President of the Royal College of Emergency Medicine Dr Ian Higginson said: “What’s most alarming is that there is nothing shocking about the findings — storerooms being converted to put patients in, difficulties monitoring patients, staff debating who is ‘less sick’ to be put in a corridor, and clinicians experiencing burnout and fatigue because of the number of patients being cared for in spaces that were never designed to deliver care in.”
He said that Health Secretary Wes Streeting promising to eradicate corridor care by 2029 last month shows “the government knows it’s happening, it knows the harm being caused — so where is the action and urgency to end it, rather than allowing the system to adapt to tolerate it?”

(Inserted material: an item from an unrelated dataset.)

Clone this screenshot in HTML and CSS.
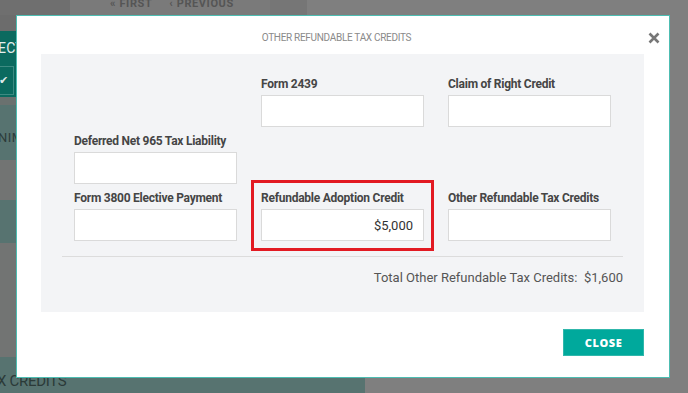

Keep Our NHS Public co-chair Dr John Puntis said: “The HSSIB report into the shameful situation with corridor care is now the fourth one on this devastating probem in the last 12 months.
“In January 2025, Streeting said to parliament: “I will not accept or tolerate patients being treated in corridors” but a year later the lack of urgency in finding solutions is clearly evident.
“Short term improvement could come quickly if closed beds were to be re-opened and local authorities funded to provide more community support.“
The Department of Health and Social Care said: “No-one should receive care in a corridor — the situation we inherited is unacceptable and undignified, and we are determined to end it.”